The turkeys continue to come to my feeders, although I have been trying to discourage them. On my lower lawn near the river, some grass has reappeared, and the turkeys seem to be finding something to eat.
In a sign of Spring, the tom turkeys are beginning to strut, displaying themselves to the hens. I slipped quietly through the kitchen door this morning with my camera, hoping not to alert the skittish birds to my presence on the back porch.
This tom was probably the most impressive with his tail fanned, his wings displayed, his bald head a brilliant blue, and his red wattle aglow.
There are stories with the toms that I wish I could tell. The tom on the right looks a bit bedraggled. Has he had frays which have broken feathers? Or has he not gotten in his new feathers? By contrast, the tom on the left looks like he is still growing in his tail feathers - notice how much shorter the feathers are on the left of his tail (as we look at him).
There were at least four tom turkeys who were displaying for the hens; they numbered around twenty. It is early in the season, and the hens do not appear much impressed.

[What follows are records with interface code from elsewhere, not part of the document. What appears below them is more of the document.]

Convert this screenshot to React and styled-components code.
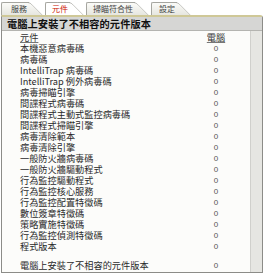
import React from "react";
import styled, { createGlobalStyle } from "styled-components";

const Global = createGlobalStyle`
  html, body { margin: 0; padding: 0; background: #ffffff; }
  body { font-family: "Noto Sans CJK TC", "Noto Sans", sans-serif; }
`;

const Page = styled.div`
  width: 265px;
  height: 273px;
  display: flex;
  flex-direction: column;
  background: #ffffff;
  overflow: hidden;
`;

const TabBar = styled.div`
  display: flex;
  align-items: flex-end;
  height: 15px;
  padding-left: 1px;
`;

const Tab = styled.div`
  position: relative;
  height: 12px;
  margin-right: 16px;
  padding: 0 2px 0 ${(p) => p.$pl}px;
  display: flex;
  align-items: center;
  font-size: 8px;
  line-height: 12px;
  white-space: nowrap;
  color: ${(p) => (p.$active ? "#cc1100" : "#444444")};
  background: ${(p) => (p.$active ? "#ffffff" : "linear-gradient(#fbfbf8, #e6e6e0)")};
  border-left: 1px solid #a6a6a0;
  border-top: 1px solid #a6a6a0;
  border-top-left-radius: 2px;
  z-index: ${(p) => (p.$active ? 2 : 1)};
  &::after {
    content: "";
    position: absolute;
    top: -1px;
    left: 100%;
    width: 13px;
    height: 12px;
    background: ${(p) => (p.$active ? "#ffffff" : "linear-gradient(#fbfbf8, #e6e6e0)")};
    border-top: 1px solid #a6a6a0;
    border-right: 1px solid #a6a6a0;
    border-top-right-radius: 3px;
    transform: skewX(45deg);
    transform-origin: bottom left;
    z-index: -1;
  }
`;

const Panel = styled.div`
  margin: 0 2px 0 1px;
  height: 256px;
  display: flex;
  flex-direction: column;
  border: 1px solid #8c8c88;
  border-top: 2px solid #cfc897;
  border-top-right-radius: 3px;
  position: relative;
  z-index: 3;
`;

const HeaderBar = styled.div`
  height: 13px;
  display: flex;
  align-items: center;
  padding-left: 5px;
  background: #d6d6d4;
  border-bottom: 1px solid #b4b4b0;
  font-size: 10.2px;
  line-height: 13px;
  font-weight: 700;
  color: #111111;
  letter-spacing: 0.1px;
  white-space: nowrap;
`;

const Body = styled.div`
  flex: 1;
  display: flex;
  min-height: 0;
`;

const Content = styled.div`
  flex: 1;
  background: #fcfcfa;
  padding-top: 1px;
  display: flex;
  flex-direction: column;
`;

const Strip = styled.div`
  width: 11px;
  background: #e6e6e2;
  border-left: 1px solid #d0d0cc;
`;

const Row = styled.div`
  height: 11px;
  display: grid;
  grid-template-columns: 176px 40px;
  align-items: center;
  padding-left: 18px;
  font-size: 9.2px;
  line-height: 11px;
  color: #2a2a2a;
  margin-top: ${(p) => (p.$gap ? 8 : 0)}px;
`;

const Name = styled.span`
  white-space: nowrap;
  ${(p) => p.$head && "text-decoration: underline; text-decoration-color: #777; color: #333;"}
`;

const Value = styled.span`
  text-align: center;
  font-family: "Liberation Sans", Arial, sans-serif;
  font-size: 8px;
  color: #555555;
  ${(p) =>
    p.$head &&
    `font-family: "Noto Sans CJK TC", sans-serif; font-size: 9.2px; color: #333; text-decoration: underline; text-decoration-color: #777;`}
`;

const items = [
  "本機惡意病毒碼",
  "病毒碼",
  "IntelliTrap 病毒碼",
  "IntelliTrap 例外病毒碼",
  "病毒掃瞄引擎",
  "間諜程式病毒碼",
  "間諜程式主動式監控病毒碼",
  "間諜程式掃瞄引擎",
  "病毒清除範本",
  "病毒清除引擎",
  "一般防火牆病毒碼",
  "一般防火牆驅動程式",
  "行為監控驅動程式",
  "行為監控核心服務",
  "行為監控配置特徵碼",
  "數位簽章特徵碼",
  "策略實施特徵碼",
  "行為監控偵測特徵碼",
  "程式版本",
];

const tabs = [
  { label: "服務", pl: 9 },
  { label: "元件", pl: 6, active: true },
  { label: "掃瞄符合性", pl: 6 },
  { label: "設定", pl: 7 },
];

export default function App() {
  return (
    <Page>
      <Global />
      <TabBar>
        {tabs.map((t) => (
          <Tab key={t.label} $active={t.active} $pl={t.pl}>
            {t.label}
          </Tab>
        ))}
      </TabBar>
      <Panel>
        <HeaderBar>電腦上安裝了不相容的元件版本</HeaderBar>
        <Body>
          <Content>
            <Row>
              <Name $head>元件</Name>
              <Value $head>電腦</Value>
            </Row>
            {items.map((name) => (
              <Row key={name}>
                <Name>{name}</Name>
                <Value>0</Value>
              </Row>
            ))}
            <Row $gap>
              <Name>電腦上安裝了不相容的元件版本</Name>
              <Value>0</Value>
            </Row>
          </Content>
          <Strip />
        </Body>
      </Panel>
    </Page>
  );
}
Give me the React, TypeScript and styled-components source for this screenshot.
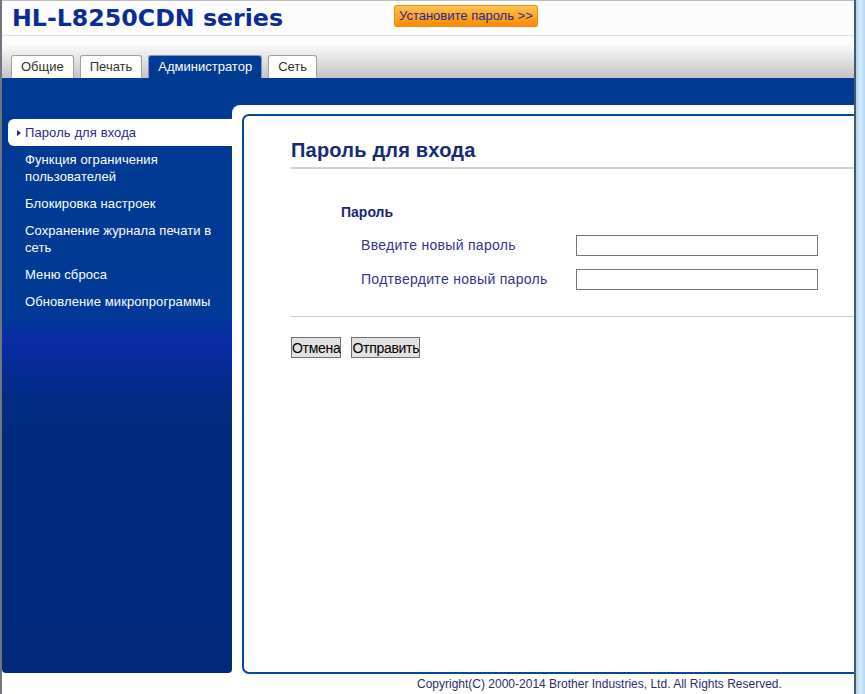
import React from "react";
import styled, { createGlobalStyle } from "styled-components";

const GlobalStyle = createGlobalStyle`
  html, body {
    margin: 0;
    padding: 0;
    background: #ffffff;
    overflow: hidden;
  }
  body {
    font-family: "Liberation Sans", Arial, sans-serif;
  }
`;

const menuItems = [
  "Пароль для входа",
  "Функция ограничения пользователей",
  "Блокировка настроек",
  "Сохранение журнала печати в сеть",
  "Меню сброса",
  "Обновление микропрограммы",
];

const tabs = ["Общие", "Печать", "Администратор", "Сеть"];

const App = () => {
  return (
    <>
      <GlobalStyle />
      <Frame>
        <Page>
          <Header>
            <Title>HL-L8250CDN series</Title>
            <SetPasswordButton>Установите пароль &gt;&gt;</SetPasswordButton>
          </Header>
          <TabBar>
            {tabs.map((t) => (
              <Tab key={t} $active={t === "Администратор"}>
                {t}
              </Tab>
            ))}
          </TabBar>
          <Band />
          <Body>
            <Sidebar>
              {menuItems.map((m, i) => (
                <MenuItem key={m} $selected={i === 0}>
                  {m}
                </MenuItem>
              ))}
            </Sidebar>
            <Main>
              <ContentBox>
                <Heading>Пароль для входа</Heading>
                <SectionTitle>Пароль</SectionTitle>
                <FieldGrid>
                  <FieldLabel>Введите новый пароль</FieldLabel>
                  <TextInput type="password" />
                  <FieldLabel>Подтвердите новый пароль</FieldLabel>
                  <TextInput type="password" />
                </FieldGrid>
                <Divider />
                <Buttons>
                  <FormButton>Отмена</FormButton>
                  <FormButton>Отправить</FormButton>
                </Buttons>
              </ContentBox>
              <Footer>
                Copyright(C) 2000-2014 Brother Industries, Ltd. All Rights
                Reserved.
              </Footer>
            </Main>
          </Body>
        </Page>
        <WindowEdge />
      </Frame>
    </>
  );
};

const Frame = styled.div`
  display: flex;
  height: 694px;
  width: 865px;
  border-left: 2px solid #6e7780;
  box-sizing: border-box;
  overflow: hidden;
`;

const Page = styled.div`
  width: 854px;
  display: flex;
  flex-direction: column;
  overflow: hidden;
`;

const WindowEdge = styled.div`
  width: 9px;
  border-left: 2px solid #4b5866;
  background: linear-gradient(90deg, #a9d2f2 0%, #d6ecfb 45%, #b4d9f4 100%);
`;

const Header = styled.div`
  display: grid;
  grid-template-columns: 382px auto;
  align-items: start;
  height: 34px;
  padding-left: 10px;
  background: #fcfcfc;
  border-top: 1px solid #bdbdbd;
  border-bottom: 1px solid #dedede;
`;

const Title = styled.div`
  font-family: "DejaVu Sans", Verdana, sans-serif;
  font-weight: bold;
  font-size: 23.7px;
  line-height: 34px;
  color: #0b2c95;
  white-space: nowrap;
`;

const SetPasswordButton = styled.div`
  justify-self: start;
  margin-top: 4px;
  height: 20px;
  line-height: 20px;
  padding: 0 4px;
  font-size: 13px;
  color: #1c2a9c;
  background: linear-gradient(#ffc24d, #ff8a00);
  border: 1px solid #e8901a;
  border-radius: 2px;
  white-space: nowrap;
`;

const TabBar = styled.div`
  display: flex;
  align-items: flex-end;
  gap: 6px;
  height: 42px;
  padding-left: 9px;
  background: linear-gradient(#fcfcfc 18%, #c4c4c4 100%);
`;

const Tab = styled.div<{ $active?: boolean }>`
  height: 22px;
  line-height: 22px;
  padding: 0 9px;
  font-size: 13px;
  color: ${(p) => (p.$active ? "#ffffff" : "#333333")};
  background: ${(p) => (p.$active ? "#003a92" : "#ffffff")};
  border: 1px solid ${(p) => (p.$active ? "#7f98c4" : "#a0a0a0")};
  border-bottom: none;
  border-radius: 3px 3px 0 0;
  white-space: nowrap;
`;

const Band = styled.div`
  height: 27px;
  background: #003a92;
`;

const Body = styled.div`
  flex: 1;
  display: flex;
  background: linear-gradient(#003a92 0 12px, #ffffff 12px);
`;

const Sidebar = styled.div`
  width: 230px;
  height: 568px;
  flex-shrink: 0;
  box-sizing: border-box;
  padding-top: 14px;
  border-radius: 0 0 4px 4px;
  background: linear-gradient(
    #003a93 0px,
    #003a96 208px,
    #0a2ba6 236px,
    #002b7e 305px,
    #00297a 100%
  );
`;

const MenuItem = styled.div<{ $selected?: boolean }>`
  margin-left: 6px;
  padding: 5px 10px 5px 17px;
  font-size: 13px;
  line-height: 17px;
  letter-spacing: 0.1px;
  color: ${(p) => (p.$selected ? "#2a2a8c" : "#ffffff")};
  background: ${(p) => (p.$selected ? "#ffffff" : "transparent")};
  border-radius: 6px 0 0 6px;

  &::before {
    content: "";
    display: ${(p) => (p.$selected ? "inline-block" : "none")};
    width: 0;
    height: 0;
    margin-left: -8px;
    margin-right: 4px;
    vertical-align: 1px;
    border-left: 4px solid #1a2a8a;
    border-top: 3px solid transparent;
    border-bottom: 3px solid transparent;
  }
`;

const Main = styled.div`
  flex: 1;
  display: flex;
  flex-direction: column;
  background: #ffffff;
  border-top-left-radius: 8px;
  overflow: hidden;
`;

const ContentBox = styled.div`
  box-sizing: border-box;
  height: 560px;
  margin: 9px -14px 0 10px;
  padding-left: 47px;
  border: 2px solid #0048a0;
  border-radius: 7px;
`;

const Heading = styled.h1`
  margin: 22px 0 0;
  padding-bottom: 5px;
  font-size: 20px;
  line-height: 24px;
  font-weight: bold;
  letter-spacing: 0.2px;
  color: #152a78;
  border-bottom: 2px solid #d2d2d2;
`;

const SectionTitle = styled.div`
  margin: 35px 0 0 50px;
  font-size: 14px;
  line-height: 17px;
  font-weight: bold;
  color: #1b2672;
`;

const FieldGrid = styled.div`
  display: grid;
  grid-template-columns: 215px 242px;
  row-gap: 13px;
  margin: 14px 0 0 70px;
`;

const FieldLabel = styled.div`
  font-size: 14px;
  line-height: 21px;
  letter-spacing: 0.3px;
  color: #34348c;
`;

const TextInput = styled.input`
  box-sizing: border-box;
  width: 242px;
  height: 21px;
  margin: 0;
  border: 1px solid #767676;
  background: #ffffff;
`;

const Divider = styled.div`
  margin-top: 26px;
  border-top: 1px solid #cdcdcd;
`;

const Buttons = styled.div`
  display: flex;
  gap: 10px;
  margin-top: 20px;
`;

const FormButton = styled.button`
  height: 21px;
  padding: 0;
  font-family: "Liberation Sans", Arial, sans-serif;
  font-size: 14px;
  letter-spacing: -0.3px;
  color: #000000;
  background: #e1e1e1;
  border: 1px solid #707070;
  border-radius: 0;
`;

const Footer = styled.div`
  padding: 3px 0 0 185px;
  font-size: 12px;
  line-height: 14px;
  color: #2c2c6e;
  white-space: nowrap;
`;

export default App;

While the toms were preoccupied with one another and showing off for the hens, the hens began to get skittish. I was slowly trying to maneuver myself so that I did not have branches in my line of sight. The hens became aware of my movement, gathered at the river bank, then flew to the other side. Eventually, the preoccupied toms realized that their audience had left them.
With unarguable hormonal logic, they soon followed the hens across the river.